### BRIEF
Return each line of the data below exactly, omitting any pictures.
:: RAW RECORDS ::
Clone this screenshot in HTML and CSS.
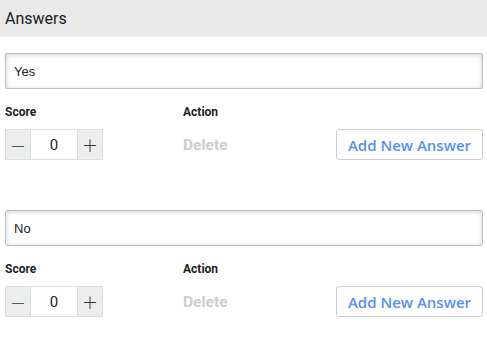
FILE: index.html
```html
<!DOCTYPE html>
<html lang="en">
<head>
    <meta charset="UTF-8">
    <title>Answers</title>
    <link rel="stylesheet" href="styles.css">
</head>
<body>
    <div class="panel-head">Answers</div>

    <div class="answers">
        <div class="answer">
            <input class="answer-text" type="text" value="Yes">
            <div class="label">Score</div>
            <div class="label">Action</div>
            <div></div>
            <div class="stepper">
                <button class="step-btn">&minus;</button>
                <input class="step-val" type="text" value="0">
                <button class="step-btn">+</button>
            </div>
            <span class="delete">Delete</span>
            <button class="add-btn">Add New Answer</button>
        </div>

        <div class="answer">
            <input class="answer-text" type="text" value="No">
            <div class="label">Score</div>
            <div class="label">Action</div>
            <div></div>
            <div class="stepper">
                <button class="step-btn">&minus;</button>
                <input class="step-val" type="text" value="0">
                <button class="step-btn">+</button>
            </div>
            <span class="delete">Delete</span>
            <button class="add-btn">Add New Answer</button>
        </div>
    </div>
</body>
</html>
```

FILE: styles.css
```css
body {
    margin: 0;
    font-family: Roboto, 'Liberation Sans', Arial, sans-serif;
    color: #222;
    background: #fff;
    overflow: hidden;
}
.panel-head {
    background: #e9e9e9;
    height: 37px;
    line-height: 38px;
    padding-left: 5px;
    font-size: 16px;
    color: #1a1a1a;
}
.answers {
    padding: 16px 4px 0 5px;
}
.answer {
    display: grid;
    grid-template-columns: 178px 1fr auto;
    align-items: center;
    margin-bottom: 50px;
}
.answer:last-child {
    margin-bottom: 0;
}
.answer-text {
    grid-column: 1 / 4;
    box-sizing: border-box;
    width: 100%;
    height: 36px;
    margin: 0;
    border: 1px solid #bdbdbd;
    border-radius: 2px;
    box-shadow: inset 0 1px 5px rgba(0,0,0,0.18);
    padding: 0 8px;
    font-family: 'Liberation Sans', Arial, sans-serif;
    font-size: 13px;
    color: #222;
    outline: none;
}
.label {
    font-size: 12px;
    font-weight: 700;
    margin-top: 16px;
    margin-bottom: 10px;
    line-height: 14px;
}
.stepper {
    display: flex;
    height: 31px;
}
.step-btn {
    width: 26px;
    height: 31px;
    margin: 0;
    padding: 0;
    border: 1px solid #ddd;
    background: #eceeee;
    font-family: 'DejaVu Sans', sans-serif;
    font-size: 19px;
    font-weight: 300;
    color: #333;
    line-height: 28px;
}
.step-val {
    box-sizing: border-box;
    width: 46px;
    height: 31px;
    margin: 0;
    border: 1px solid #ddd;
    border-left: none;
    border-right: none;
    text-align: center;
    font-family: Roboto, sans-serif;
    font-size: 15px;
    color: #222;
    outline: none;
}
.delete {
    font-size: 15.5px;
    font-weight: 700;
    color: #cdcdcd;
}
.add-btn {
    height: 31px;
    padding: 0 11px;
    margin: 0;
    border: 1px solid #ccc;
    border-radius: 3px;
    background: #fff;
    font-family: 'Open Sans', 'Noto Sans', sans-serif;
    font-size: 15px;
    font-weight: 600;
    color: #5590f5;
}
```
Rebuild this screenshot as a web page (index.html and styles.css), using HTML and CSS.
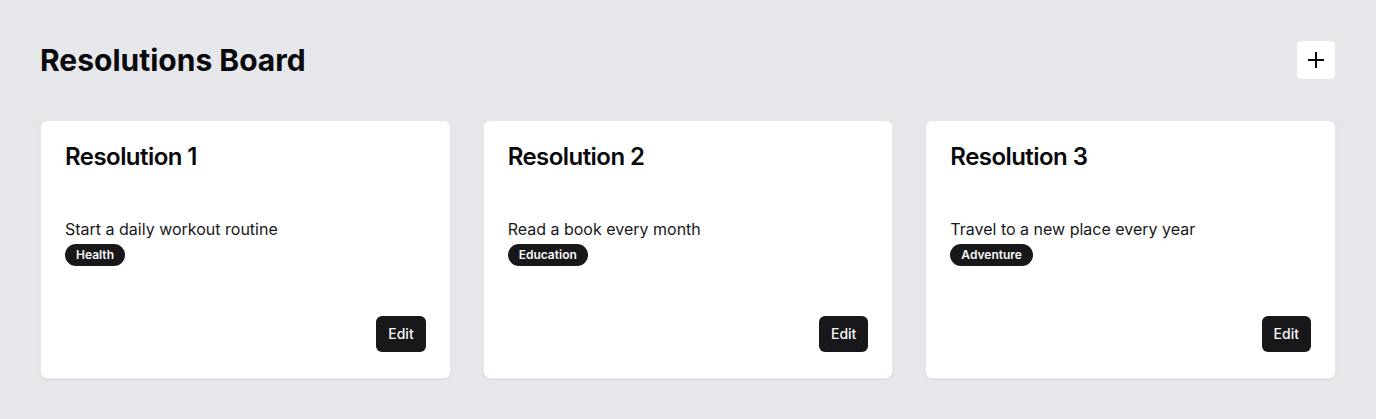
:::
### COMPLETE OUTPUT
Clone this screenshot in HTML and CSS.
FILE: index.html
```html
<!DOCTYPE html>
<html lang="en">
<head>
    <meta charset="UTF-8">
    <title>Answers</title>
    <link rel="stylesheet" href="styles.css">
</head>
<body>
    <div class="panel-head">Answers</div>

    <div class="answers">
        <div class="answer">
            <input class="answer-text" type="text" value="Yes">
            <div class="label">Score</div>
            <div class="label">Action</div>
            <div></div>
            <div class="stepper">
                <button class="step-btn">&minus;</button>
                <input class="step-val" type="text" value="0">
                <button class="step-btn">+</button>
            </div>
            <span class="delete">Delete</span>
            <button class="add-btn">Add New Answer</button>
        </div>

        <div class="answer">
            <input class="answer-text" type="text" value="No">
            <div class="label">Score</div>
            <div class="label">Action</div>
            <div></div>
            <div class="stepper">
                <button class="step-btn">&minus;</button>
                <input class="step-val" type="text" value="0">
                <button class="step-btn">+</button>
            </div>
            <span class="delete">Delete</span>
            <button class="add-btn">Add New Answer</button>
        </div>
    </div>
</body>
</html>
```

FILE: styles.css
```css
body {
    margin: 0;
    font-family: Roboto, 'Liberation Sans', Arial, sans-serif;
    color: #222;
    background: #fff;
    overflow: hidden;
}
.panel-head {
    background: #e9e9e9;
    height: 37px;
    line-height: 38px;
    padding-left: 5px;
    font-size: 16px;
    color: #1a1a1a;
}
.answers {
    padding: 16px 4px 0 5px;
}
.answer {
    display: grid;
    grid-template-columns: 178px 1fr auto;
    align-items: center;
    margin-bottom: 50px;
}
.answer:last-child {
    margin-bottom: 0;
}
.answer-text {
    grid-column: 1 / 4;
    box-sizing: border-box;
    width: 100%;
    height: 36px;
    margin: 0;
    border: 1px solid #bdbdbd;
    border-radius: 2px;
    box-shadow: inset 0 1px 5px rgba(0,0,0,0.18);
    padding: 0 8px;
    font-family: 'Liberation Sans', Arial, sans-serif;
    font-size: 13px;
    color: #222;
    outline: none;
}
.label {
    font-size: 12px;
    font-weight: 700;
    margin-top: 16px;
    margin-bottom: 10px;
    line-height: 14px;
}
.stepper {
    display: flex;
    height: 31px;
}
.step-btn {
    width: 26px;
    height: 31px;
    margin: 0;
    padding: 0;
    border: 1px solid #ddd;
    background: #eceeee;
    font-family: 'DejaVu Sans', sans-serif;
    font-size: 19px;
    font-weight: 300;
    color: #333;
    line-height: 28px;
}
.step-val {
    box-sizing: border-box;
    width: 46px;
    height: 31px;
    margin: 0;
    border: 1px solid #ddd;
    border-left: none;
    border-right: none;
    text-align: center;
    font-family: Roboto, sans-serif;
    font-size: 15px;
    color: #222;
    outline: none;
}
.delete {
    font-size: 15.5px;
    font-weight: 700;
    color: #cdcdcd;
}
.add-btn {
    height: 31px;
    padding: 0 11px;
    margin: 0;
    border: 1px solid #ccc;
    border-radius: 3px;
    background: #fff;
    font-family: 'Open Sans', 'Noto Sans', sans-serif;
    font-size: 15px;
    font-weight: 600;
    color: #5590f5;
}
```
Rebuild this screenshot as a web page (index.html and styles.css), using HTML and CSS.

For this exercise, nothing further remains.